Quelles peuvent être les modalités pratiques et les difficultés ?
S’il s’agit de passer à une détention forte du capital des entreprises par les salariés (10 %, par exemple, ou plus contre un peu plus de 3 % en moyenne aujourd’hui), il y aurait nécessairement dilution des actionnaires anciens avec la création d’actions nouvelles : on ne peut pas acheter une partie aussi importante du capital pour éviter sa dilution. Il faudra donc faire accepter cette dilution aux actionnaires anciens avec l’argument qu’ils ne rendent qu’une fraction de l’enrichissement dû à la hausse des cours boursiers et de la valeur des entreprises lorsqu’elles ne sont pas cotées.
Dans les plus petites sociétés et dans les entreprises familiales, il faudra vaincre la réticence des propriétaires devant l’entrée de nouvelles personnes dans leur capital. Cela peut se faire avec des actions sans droit de vote, et éventuellement avec une obligation de revente lorsque le salarié quitte l’entreprise.
Enfin, les syndicats considèrent, le plus souvent, qu’il ne faut pas faire apparaître ce salarié hybride, car, en tant qu’actionnaire, il se place en conflit d’intérêts entre ses deux fonctions. Il faudra donc les convaincre qu’il faut privilégier la hausse des salaires à la participation aux résultats ou à l’enrichissement de l’entreprise. Il faut aussi éviter qu’un actionnariat salarié fort conduise à un conservatisme excessif dans la gouvernance de l’entreprise : absence de remise en cause des dirigeants, rejet des rapprochements avec d’autres entreprises, des évolutions stratégiques ou technologiques fortes.
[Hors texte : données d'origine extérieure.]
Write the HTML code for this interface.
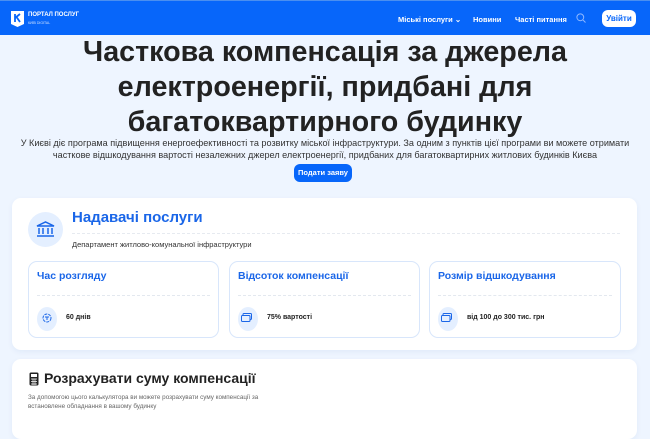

Malgré ces difficultés, on peut se convaincre qu’un actionnariat salarié de beaucoup plus grande taille améliorerait le fonctionnement des entreprises et de la société, et éviterait l’extrême concentration de la richesse qu’on voit aujourd’hui aux États-Unis (où 1 % des personnes détient plus de 25 % de la richesse nationale) ou en Chine. Cette extrême concentration de la richesse est défavorable d’un point de vue de l’équité, mais aussi de l’efficacité économique, car lorsque peu de personnes détiennent le capital, puisqu’elles n’ont pas accès à l’ensemble des projets d’investissement, une partie importante de ces projets n’est pas financée.